This provocative production runs through June 5th
QUEEN, by Madhuri Shekar and playing at Long Wharf Theatre through June 5th, is a timely investigation of ideas that centers on women in STEM (who are underrepresented onstage as in life). Unfortunately, cryptic writing and a misguided set design lessen the impact that the production might have achieved. Still, QUEEN's premise and plot are intriguing.
Two Ph.D. candidates, Ariel, a biologist, and Sanam, a statistician, have been working for six years on a paper establishing that honeybee's Colony Collapse Disorder (a real, and potentially catastrophic, phenomenon) is due to the pesticides used by the giant conglomerate Monsanto. Their paper is finished; is about to be published in the field's most distinguished magazine, Nature; and their careers are set to soar, when Sanam discovers, in the most recent data, evidence that their study is flawed. Their mentor, Dr. Philip Hayes, urges them to "fudge the numbers" and forge ahead. The women are far less certain about this course of action, which Hayes claims is not uncommon in the fiercely competitive world of academia.
In addition to this conflict, each woman faces personal challenges. Ariel, the single mother to a toddler, has little in the way of funds. Sanam is the daughter of wealthy and traditional Indian parents who repeatedly set her up with blind dates deemed appropriate husband material. We meet one of these: Arvind Patel, a Wall Street derivatives trader. For Sanam, these dates are unsubtle messages, from her family and the men, that she should become a housewife rather than a scientist, and science is her life.
Director Aneesha Kudtarkar has cast QUEEN beautifully. As Ariel, Stephanie Janssen is both high-strung and immensely likeable; she makes us sympathize with Ariel's passion for saving the bees as well as her straightened circumstances. Avanthika Srinivasan's Sanam is as serious as she is zealous about her work, but her flashes of humor are endearing.
Ben Livingston, as Dr. Philip Hayes, is completely believable as a kindly mentor--until the women challenge him, after which his misogynistic ruthlessness is frightening. And Keshave Moodliar's Arvind achieves what might seem the impossible: he is predatory and paternalistic, while at the same time drawing us in with an irresistible charm.
The play is composed of mostly short scenes, and though some are powerful, several of these need to be expanded. Shekar renders the science accessible, but the plot's final moments, in particular, are unclear, making what has come before less than satisfying.
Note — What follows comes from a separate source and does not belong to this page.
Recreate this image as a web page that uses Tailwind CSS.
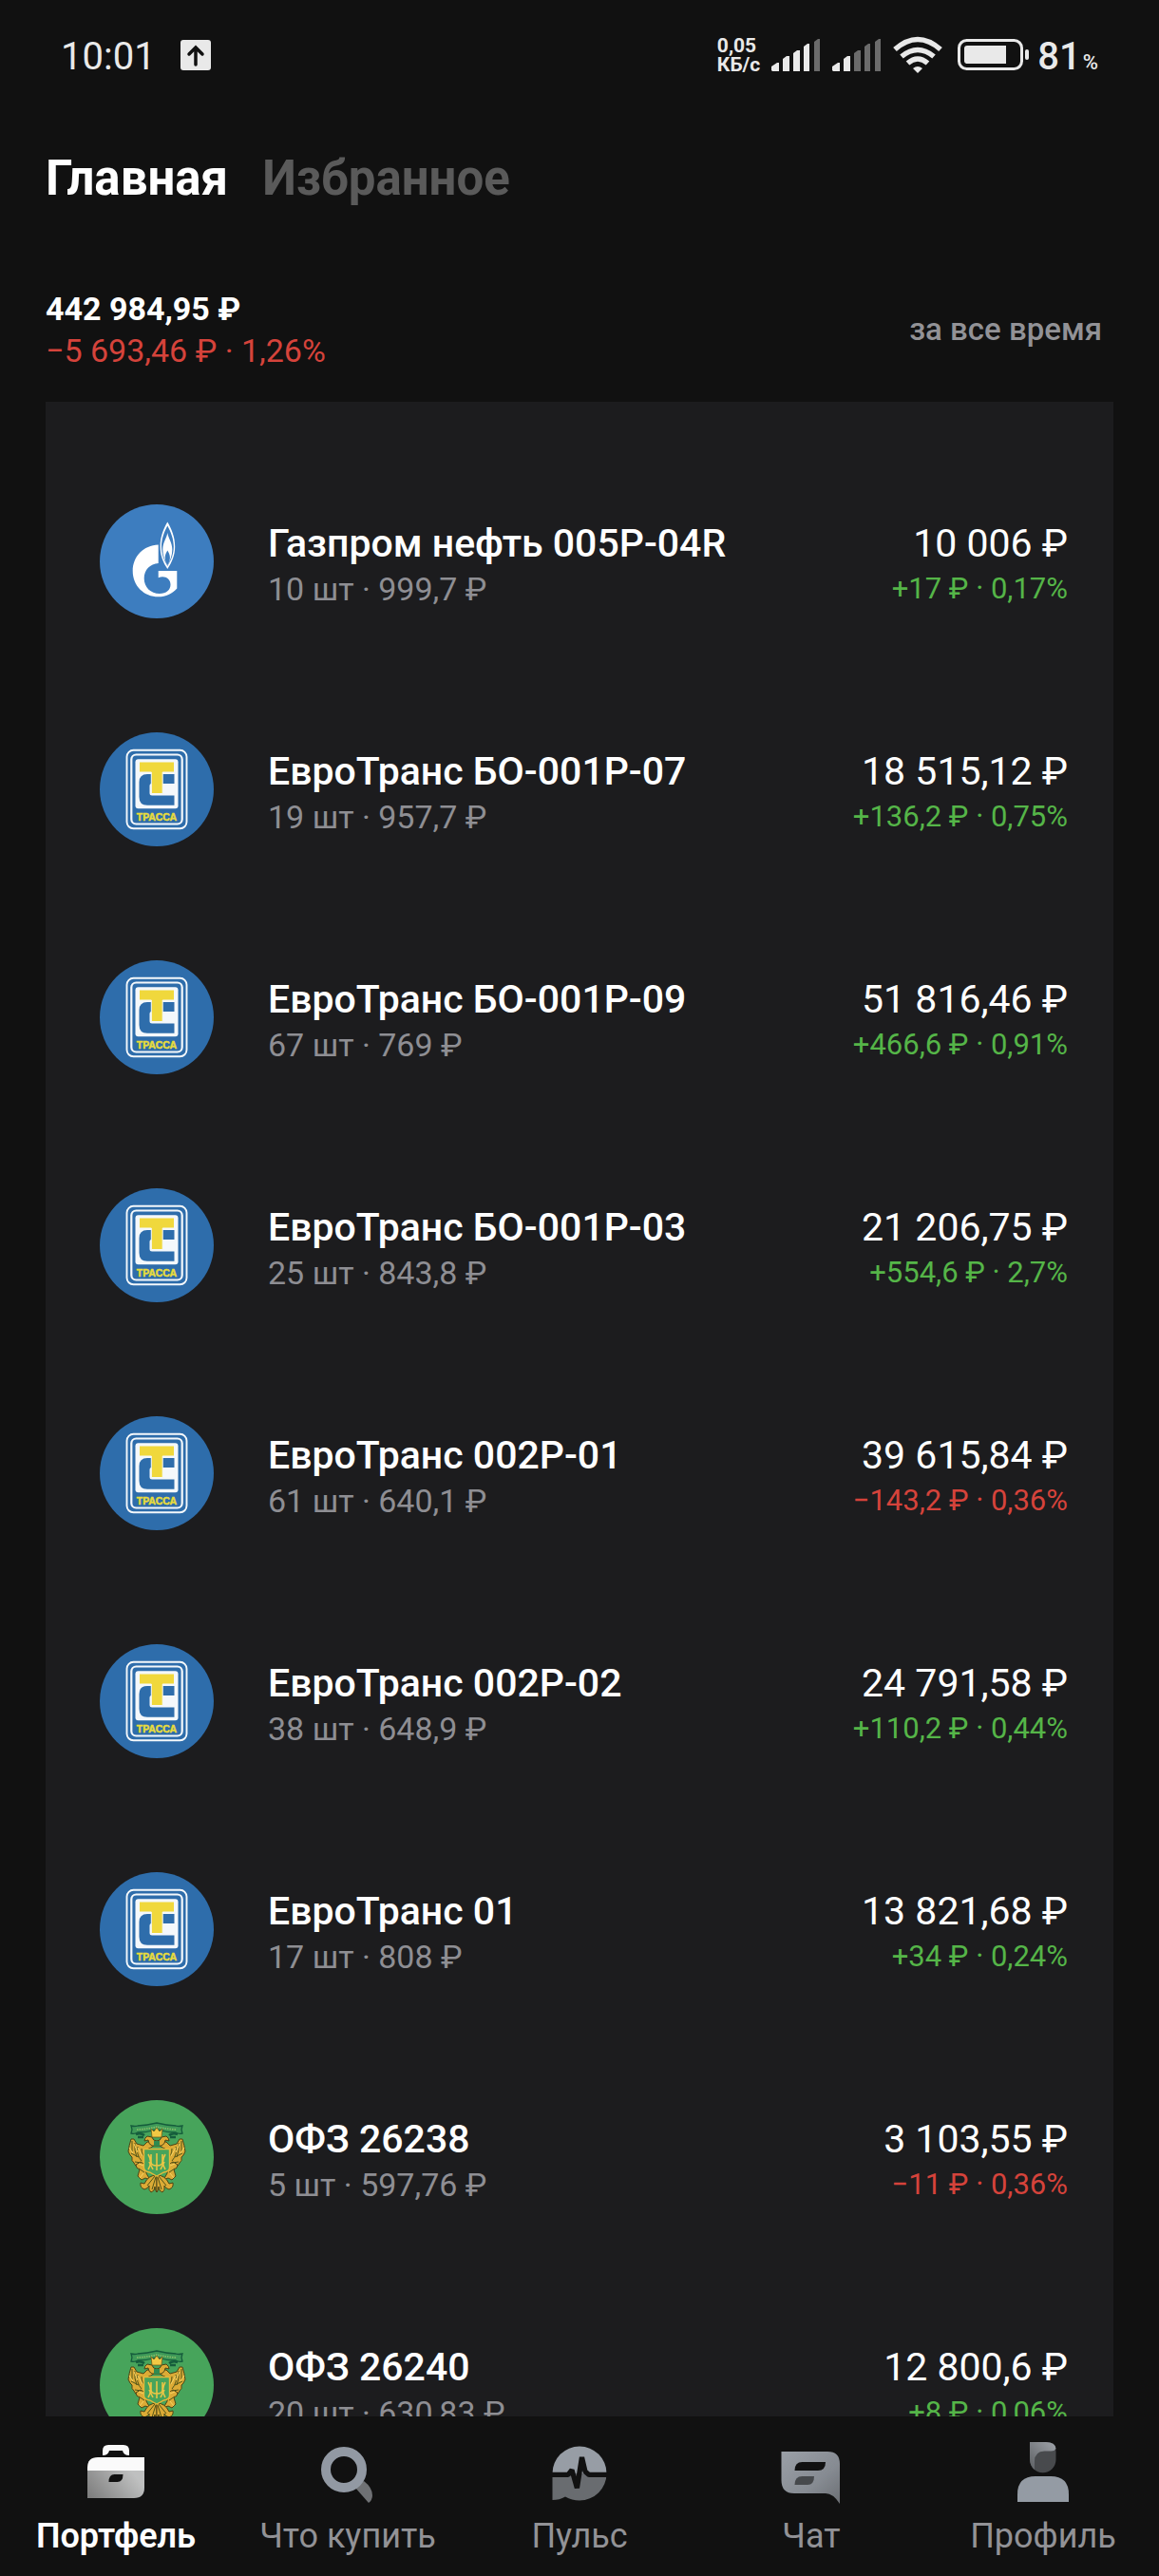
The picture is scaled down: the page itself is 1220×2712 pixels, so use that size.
<!DOCTYPE html>
<html lang="ru">
<head>
  <meta charset="UTF-8" />
  <meta name="viewport" content="width=device-width, initial-scale=1.0" />
  <title>Портфель</title>

  <!-- Tailwind CSS -->
  <script src="https://cdn.jsdelivr.net/npm/@tailwindcss/browser@4"></script>
</head>
<body class="h-screen flex flex-col overflow-hidden bg-[#111111] text-white font-[Roboto,sans-serif]">

  <!-- Logos -->
  <svg class="hidden" aria-hidden="true">
    <symbol id="gazprom" viewBox="0 0 120 120">
      <circle cx="60" cy="60" r="60" fill="#3d7dbf" />
      <path fill="#fff" d="M61.7 42.5C46 43 34.7 55 34.7 70c0 16 12 27.300 27 27.300 8 0 14.5-3.300 19.6-8.800V70H61.700v7.200c6.5-2.700 12.8.8 12.8 7.300 0 5.5-4.5 9.5-11.5 9.5C53.5 94 46.7 87 46.7 78c0-9 6.3-15.5 15-16z" />
      <path fill="#fff" fill-rule="evenodd" d="M71.3 18.5C67 26 63.6 34 63.6 44.5c0 9 3 16.5 7.7 23.5 4.7-7 7.900-14.5 7.900-23.5 0-10.5-3.600-18.500-7.900-26zm0 4c-3.800 7-6.300 14-6.300 22 0 7.500 2.300 14 6.300 20.500 4-6.500 6.500-13 6.500-20.500 0-8-2.700-15-6.500-22z" />
      <path fill="#fff" fill-rule="evenodd" d="M71.3 30c-1 6-5 10-5 17.5 0 6 2 11.5 5 17 3-5.5 5-11 5-17 0-7.5-4-11.5-5-17.5zm0 18.5c-1.300 2.500-2.600 4.500-2.600 7.500s1.200 5.500 2.600 8c1.400-2.500 2.600-5 2.600-8s-1.300-5-2.600-7.500z" />
    </symbol>

    <symbol id="trassa" viewBox="0 0 120 120">
      <circle cx="60" cy="60" r="60" fill="#2e6dab" />
      <rect x="28.5" y="18.8" width="63" height="82.5" rx="7" fill="none" stroke="#f4f8fb" stroke-width="1.9" />
      <rect x="33.3" y="23.5" width="53.4" height="73" rx="5" fill="none" stroke="#f4f8fb" stroke-width="2.2" />
      <rect x="37.5" y="28.3" width="45" height="52" rx="3" fill="#f4f8fb" />
      <path fill="#2e6dab" d="M78.5 44H50q-8.5 0-8.5 8.5V68q0 8.800 8.5 8.800h28.5V66.500H55q-2.500 0-2.500-2.500v-8q0-2 2-2h24z" />
      <path fill="#f0d83c" stroke="#f4f8fb" d="M41.5 31h37v11H66.200v22.5H54.300V42H41.500z" />
      <text x="60" y="92.500" text-anchor="middle" fill="#e8dc3c" stroke="#e8dc3c" stroke-width="0.5" font-family="Liberation Sans, sans-serif" font-weight="700" font-size="10.5">ТРАССА</text>
    </symbol>

    <symbol id="minfin" viewBox="0 0 120 120">
      <circle cx="60" cy="60" r="60" fill="#47a45b" />
      <path d="M33 27q4 1 7 0 10-.5 20-3 10 2.500 20 3 3 1 7 0l-1 4 1 4q-4 1-7-1-10 0-20-3-10 3-20 3-3 2-7 1l1-4z" fill="#3f9a58" stroke="#155c3c" stroke-width="1.300" />
      <path d="M39 31q11-.5 21-3 10 2.500 21 3" fill="none" stroke="#8cc06a" stroke-width="1.500" stroke-dasharray="1.500 1" />
      <path d="M38 36q5-2 9 1m35-1q-5-2-9 1M40 39h6m28 0h6" fill="none" stroke="#155c3c" stroke-width="2.500" />
      <g id="eagle-half">
        <g fill="#dcab36" stroke="#4c4414" stroke-width="1">
          <path d="M33 41q-2 6-3 13 2 5 4 6-1 4 2 6 1 4 5 4 3 3 8 1l1-16q-1-4 4-5l5-4v-2h-9l-4 4-7-2-3-5z" />
          <path d="M60 43q-4 0-5-4l-5-1q-3 2-3 5l4-1q0 4 4 6h5z" />
          <path d="M38 68q0 4 4 5l-2 7 4 4 4-2 5 2-4-7-1-9-5-3z" />
          <path d="M60 79q-9 0-13 9l-4-1q-1 5 4 7 4-1 5-4-1 5 2 7 4-1 4-6 0 4 2 6z" />
        </g>
        <path d="M34 43v11m3-9q-1 8 2 15m1-11q-2 8 4 15m0-13q0 7 5 11M33 56l8 4m-4 5l7 1m-3 6l6 4m3 14l8-10m-3 14l4-13" fill="none" stroke="#4f5418" stroke-width="1" />
        <path d="M31 50l4 6m1-10l4 9m0-5l5 9m-4 8l5 2m0 8l-4 5" fill="none" stroke="#f6d464" stroke-width="1" />
      </g>
      <use href="#eagle-half" transform="matrix(-1 0 0 1 120 0)" />
      <path d="M54 30l3 3 3-4 3 4 3-3-1 9H55z" fill="#f2c944" stroke="#6a5516" stroke-width=".7" />
      <path d="M57 43h6v5h-6z" fill="#2f8a50" />
      <path d="M46.500 51.500h27V71q0 4-6 5l-7.500 4-7.500-4q-6-1-6-5z" fill="#47a45b" stroke="#e6b93a" stroke-width="1.400" />
      <path d="M60 56v18m-6-17v8q0 4 6 4t6-4v-8M51 57q5 8 0 16m18-16q-5 8 0 16m-17-8l4 8m12-8l-4 8" fill="none" stroke="#e9c545" stroke-width="1.600" />
    </symbol>
  </svg>

  <!-- Status bar -->
  <div class="h-[120px] shrink-0 flex items-center justify-between px-16 text-[#e9e9e9]">
    <div class="flex items-center gap-[26px]">
      <span class="text-[40px] leading-12">10:01</span>
      <svg class="w-8 h-8 mb-1" viewBox="0 0 32 32">
        <rect width="32" height="32" rx="3" fill="#e9e9e9" />
        <path d="M16 26V8m-7 7l7-7 7 7" fill="none" stroke="#111" stroke-width="3.500" stroke-linecap="round" />
      </svg>
    </div>
    <div class="flex items-center gap-2">
      <div class="flex items-center gap-3 pb-1">
        <span class="text-[21px] leading-5 font-bold">0,05<br />КБ/с</span>
        <svg class="w-[52px] h-9" viewBox="0 0 52 36" fill="#e9e9e9">
          <path d="M0 34v-4l6-4h2v9H1z" />
          <path d="M12 35V22l4-3h3v16z" />
          <path d="M23 35V16l4-3h3v22z" />
          <path d="M34 35V9l4-3h2v29z" />
          <path d="M45 35V4l4-3h2v34z" fill="#6b6b6b" />
        </svg>
        <svg class="w-[52px] h-9" viewBox="0 0 52 36" fill="#6b6b6b">
          <path d="M0 34v-4l6-4h2v9H1z" fill="#e9e9e9" />
          <path d="M12 35V22l4-3h3v16z" fill="#e9e9e9" />
          <path d="M23 35V16l4-3h3v22z" />
          <path d="M34 35V9l4-3h2v29z" />
          <path d="M45 35V4l4-3h2v34z" />
        </svg>
        <svg class="w-[52px] h-10 mr-1" viewBox="0 0 52 40" fill="none" stroke="#e9e9e9" stroke-width="5.500">
          <path d="M2 14q24-21 48 0M9 21.500q17-14 34 0M15.500 28.500q10.500-9 21 0" />
          <path d="M21 34q5-4 10 0L26 39z" fill="#e9e9e9" stroke="none" />
        </svg>
        <svg class="w-[76px] h-9" viewBox="0 0 76 36">
          <rect x="1.500" y="2.500" width="66" height="30" rx="8" fill="none" stroke="#e9e9e9" stroke-width="3" />
          <path d="M10 8h41v19H10q-3 0-3-3V11q0-3 3-3z" fill="#e9e9e9" />
          <rect x="71" y="12" width="4" height="11" rx="2" fill="#e9e9e9" />
        </svg>
      </div>
      <p class="text-[40px] leading-12 font-medium">81<span class="pl-0.5 text-[22px] leading-none">%</span></p>
    </div>
  </div>

  <!-- Tabs -->
  <header class="shrink-0 px-12 pt-9">
    <nav class="flex gap-9 text-[51px] leading-16 font-bold">
      <a href="#main">Главная</a>
      <a href="#favorites" class="text-[#5a5a5a]">Избранное</a>
    </nav>

    <!-- Summary -->
    <div class="flex items-center justify-between mt-[83px] mb-8 pr-3 leading-11">
      <div class="text-[34px]">
        <p class="font-bold">442 984,95 ₽</p>
        <p class="text-[#d5433b]">−5 693,46 ₽ · 1,26%</p>
      </div>
      <button type="button" class="text-[33px] font-medium text-[#929296]">за все время</button>
    </div>
  </header>

  <!-- Positions -->
  <main class="flex-1 min-h-0 overflow-hidden px-12">
    <ul id="positions" class="min-h-full bg-[#1c1c1e] pt-12"></ul>
  </main>

  <!-- Bottom navigation -->
  <nav class="shrink-0 grid grid-cols-5 pt-6 pb-[18px] text-[36px] leading-12 text-[#929296]">
    <a href="#portfolio" class="flex flex-col items-center gap-1.5 font-semibold text-white">
      <svg class="w-[72px] h-[72px]" viewBox="0 0 72 72">
        <defs>
          <linearGradient id="case" x1="0" y1="1" x2="1" y2="0.600">
            <stop offset="0" stop-color="#7b7b7b" />
            <stop offset="1" stop-color="#bfc0c0" />
          </linearGradient>
        </defs>
        <path d="M22 17v-5q0-6 6-6h16q6 0 6 6v5q-6 0-7-5H29q-1 5-7 5z" fill="#fafafa" />
        <path d="M6 33v-3q0-11 11-11h49v14z" fill="#fafafa" />
        <path fill="url(#case)" fill-rule="evenodd" d="M6 33h60v18q0 11-11 11H6zm22.500 12h9q6 0 6-8h-9q-6 0-6 8z" />
      </svg>
      Портфель
    </a>
    <a href="#buy" class="flex flex-col items-center gap-1.5">
      <svg class="w-[72px] h-[72px]" viewBox="0 0 72 72">
        <path d="M44 51l9-7q9 7 9 15 0 5-4 8z" fill="#6f7174" />
        <circle cx="32" cy="32" r="19" fill="none" stroke="#9299a3" stroke-width="10" />
      </svg>
      Что купить
    </a>
    <a href="#pulse" class="flex flex-col items-center gap-1.5">
      <svg class="w-[72px] h-[72px]" viewBox="0 0 72 72">
        <path d="M7.500 36a28.500 28.500 0 0 1 57 0z" fill="#979da5" />
        <path d="M7.500 36h57A28.500 28.500 0 0 1 36 64.500q-8 0-15-4-6 3.500-13.500 3.500z" fill="#696c70" />
        <path d="M6 37.400h18l4-5 5.400 19L38.500 19 42 34l4 3.400h20" fill="none" stroke="#111" stroke-width="5.300" stroke-linejoin="bevel" />
      </svg>
      Пульс
    </a>
    <a href="#chat" class="flex flex-col items-center gap-1.5">
      <svg class="w-[72px] h-[72px]" viewBox="0 0 72 72">
        <defs>
          <linearGradient id="bubble" x1="0" y1="0" x2="1" y2="1">
            <stop offset="0" stop-color="#9ba0a7" />
            <stop offset="0.600" stop-color="#868b92" />
            <stop offset="1" stop-color="#6c6f74" />
          </linearGradient>
        </defs>
        <path d="M4.500 13H53q13 0 13 13v42q-7-11-15-11H18Q4.500 57 4.500 43z" fill="url(#bubble)" />
        <path d="M18.500 33q0-9 8-9H51q0 9-8 9z" fill="#111" />
        <path d="M18.500 48q0-9 8-9H39q0 9-7 9z" fill="#46494c" />
      </svg>
      Чат
    </a>
    <a href="#profile" class="flex flex-col items-center gap-1.5">
      <svg class="w-[72px] h-[72px]" viewBox="0 0 72 72">
        <defs>
          <linearGradient id="hair" x1="1" y1="0" x2="0" y2="1">
            <stop offset="0" stop-color="#a0a4aa" />
            <stop offset="1" stop-color="#5c5f63" />
          </linearGradient>
        </defs>
        <path d="M22 3h17q10.500 0 10.500 10v8.500a13.700 13.700 0 0 1-27.500 0z" fill="#484a4d" />
        <path d="M22 3h17q10 0 10.500 7-1.500 2.500-5 2.500h-7Q27 13 27 23v9q-5-4-5-11z" fill="url(#hair)" />
        <path d="M9 66V58q0-19 19-19h16q19 0 19 19v8z" fill="#949ba4" />
      </svg>
      Профиль
    </a>
  </nav>

  <script>
    const positions = [
      { logo: 'gazprom', name: 'Газпром нефть 005P-04R', info: '10 шт · 999,7 ₽', total: '10 006 ₽', change: '+17 ₽ · 0,17%' },
      { logo: 'trassa', name: 'ЕвроТранс БО-001Р-07', info: '19 шт · 957,7 ₽', total: '18 515,12 ₽', change: '+136,2 ₽ · 0,75%' },
      { logo: 'trassa', name: 'ЕвроТранс БО-001Р-09', info: '67 шт · 769 ₽', total: '51 816,46 ₽', change: '+466,6 ₽ · 0,91%' },
      { logo: 'trassa', name: 'ЕвроТранс БО-001Р-03', info: '25 шт · 843,8 ₽', total: '21 206,75 ₽', change: '+554,6 ₽ · 2,7%' },
      { logo: 'trassa', name: 'ЕвроТранс 002Р-01', info: '61 шт · 640,1 ₽', total: '39 615,84 ₽', change: '−143,2 ₽ · 0,36%' },
      { logo: 'trassa', name: 'ЕвроТранс 002Р-02', info: '38 шт · 648,9 ₽', total: '24 791,58 ₽', change: '+110,2 ₽ · 0,44%' },
      { logo: 'trassa', name: 'ЕвроТранс 01', info: '17 шт · 808 ₽', total: '13 821,68 ₽', change: '+34 ₽ · 0,24%' },
      { logo: 'minfin', name: 'ОФЗ 26238', info: '5 шт · 597,76 ₽', total: '3 103,55 ₽', change: '−11 ₽ · 0,36%' },
      { logo: 'minfin', name: 'ОФЗ 26240', info: '20 шт · 630,83 ₽', total: '12 800,6 ₽', change: '+8 ₽ · 0,06%' }
    ];

    const list = document.getElementById('positions');

    positions.forEach(p => {
      const changeColor = p.change.startsWith('+') ? 'text-[#55b548]' : 'text-[#d5433b]';

      list.insertAdjacentHTML('beforeend', `
        <li>
          <a href="#${p.logo}" class="h-60 flex items-center pl-[57px] pr-12 leading-12">
            <svg class="w-[120px] h-[120px] shrink-0" aria-hidden="true"><use href="#${p.logo}" /></svg>
            <div class="flex-1 pl-[57px] pt-2.5">
              <p class="text-[41px] font-medium">${p.name}</p>
              <p class="text-[34px] text-[#8e8e93]">${p.info}</p>
            </div>
            <div class="pt-2.5 text-right">
              <p class="text-[41px]">${p.total}</p>
              <p class="text-[31px] ${changeColor}">${p.change}</p>
            </div>
          </a>
        </li>`);
    });
  </script>
</body>
</html>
Still, the largest obstacle for the audience is the set, arrived at by director Kudtarkar and designer Junghyun Georgia Lee. One shiny black hexagonal table sits in a three-quarter round; we are asked to believe that this table is the setting for places as different as a conference room, a fancy restaurant, Ariel's home, and Sanam's home. Each time the place switches, masked stagehands enter and move the parts of the hexagon ever so slightly, disturbing our suspension of disbelief. Worse, the three-quarter staging means that we often see an actor's back for long stretches or one actor blocks another. Certainly, the cells in a beehive are hexagonal, but projections would have served the production much more effectively.
QUEEN is the first collaboration between a regional theatre and the National Asian American Theatre Company (NAATCO), up to now working only in New York. Long Wharf Theatre is rightly proud to be NAATCO's initial collaborator before QUEEN makes its off-Broadway debut. Despite the flaws in this production and in the script, QUEEN gives us much to ponder and begins to fill spaces that urgently need filling: plays that deal with climate change, with women in science, and with the choices that women, unique from men, must make in academia and in the rest of the working world.